Sales growth projections are robust, with estimates of roughly 25% growth this fiscal year and 20% the following year, though some analysts believe these figures could prove conservative, with the possibility of 40% sales growth within the next two years. Despite being up approximately 85% over the past 52 weeks, the stock has dipped about 4% year to date — a relatively mild correction given the broader market decline.
Morgan Stanley: Financials Finding a Floor
The financial sector has struggled since the start of the year, but recent trading sessions suggest a potential bottoming pattern may be forming. Morgan Stanley, in particular, has drawn fresh bullish attention, earning an upgrade to buy from neutral with a price target of around $196 — implying over 15% upside from current levels.
At roughly 14 times this year's earnings, Morgan Stanley's valuation looks attractive, especially when considering the adjusted EPS outlook for 2026. A key part of the bull case rests on the company's limited exposure to the troubled private credit markets, which insulates it from some of the risks plaguing other financial names. The broader selloff in financials appears overdone for firms with Morgan Stanley's profile.
On the revenue side, both advisory services and wealth management have been steadily growing. A significant upcoming catalyst lies in the anticipated pickup in IPO activity, which would drive underwriting fees from the investment banking division. For investors willing to look past the near-term turbulence, the risk-reward setup in financials — and Morgan Stanley specifically — appears increasingly favorable.
Homebuilders Under Pressure: A Blanket Downgrade
Not every sector is finding its footing. The homebuilding industry received a sweeping downgrade from research analysts, with firms like Lennar, PulteGroup, and KB Homes all caught in the crosshairs. Lennar has been a particular standout on the downside, falling roughly 30% over the past six months.
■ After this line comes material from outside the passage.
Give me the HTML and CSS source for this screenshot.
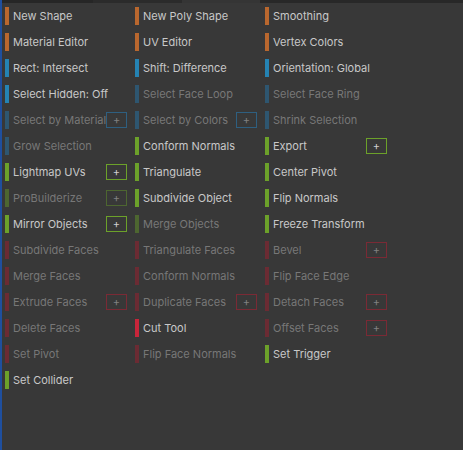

The concern is straightforward: what looks like value may actually be a trap. Analysts warn of continued multiple compression as earnings estimates face downward revisions. Lennar's most recent quarterly results underscore the problem — a 13% decline in revenues alongside an earnings miss. The fundamental headwinds are mounting: high inventory levels, rising builder incentives needed to move homes, and growing weakness in the job market that threatens to further suppress demand.
The verdict from research desks is cautious across the entire group. Until housing starts show signs of troughing — that is, until the pace of decline begins to stabilize — the homebuilders are likely to remain under pressure. For investors looking for a bottom in this space, patience appears warranted. The sector's challenges are structural rather than merely cyclical, and the path to recovery may take longer than the market's optimists hope.
The Divergence Trade
What emerges from this morning's analyst activity is a clear divergence trade on Wall Street. Technology infrastructure plays like Arista Networks and financial heavyweights like Morgan Stanley are being viewed as pullback opportunities — names where the long-term thesis remains intact and the recent weakness offers attractive entry points. Meanwhile, the housing sector faces a more fundamental reckoning with declining revenues, compressed margins, and a weakening labor market. In an environment of uncertainty, selectivity matters more than ever, and the market is making sharp distinctions between sectors poised for recovery and those still searching for a floor.